Use triggers to help your organization be top of mind at the right time, so members use your services when they have a problem or recommend you to a friend. This is key, because many things are well-known, but not well-used.
Think about who you want to trigger and when you want them to act so members remember your initiative at the right time.
Stories aren’t just entertaining—they carry important information. Even if you create an awesome community full of value, you need to give your members an excuse to talk about it, and stories are the perfect excuse.
If you’re at a party and someone says, ‘I joined an online community about xyz,’ you may not find that interesting or compelling. But if they talk about the funny GIF conversation in the community, or the valuable networking event they heard about through the community, they’ll have more opportunity to capture you based on your initiatives or preexisting communities. Dr. Berger calls these “Trojan Horse Stories,” because they increase awareness without being directly promotional.

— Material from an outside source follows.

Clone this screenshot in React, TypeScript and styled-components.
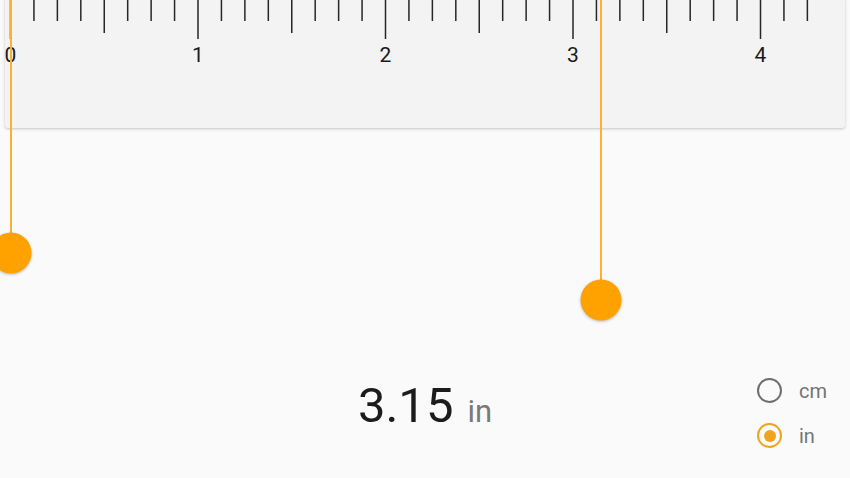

Create memorable opportunities in your community that give people a reason to bring your organization up in conversation naturally. By creating stories, your members will spread the word organically.
How Will Your Community Go Viral?
For you, viral might not mean worldwide recognition by the general population, but you could go viral amongst your demographic. And that’s the most important audience for your organization. How can you implement the S.T.E.P.P.S. to increase awareness about your community?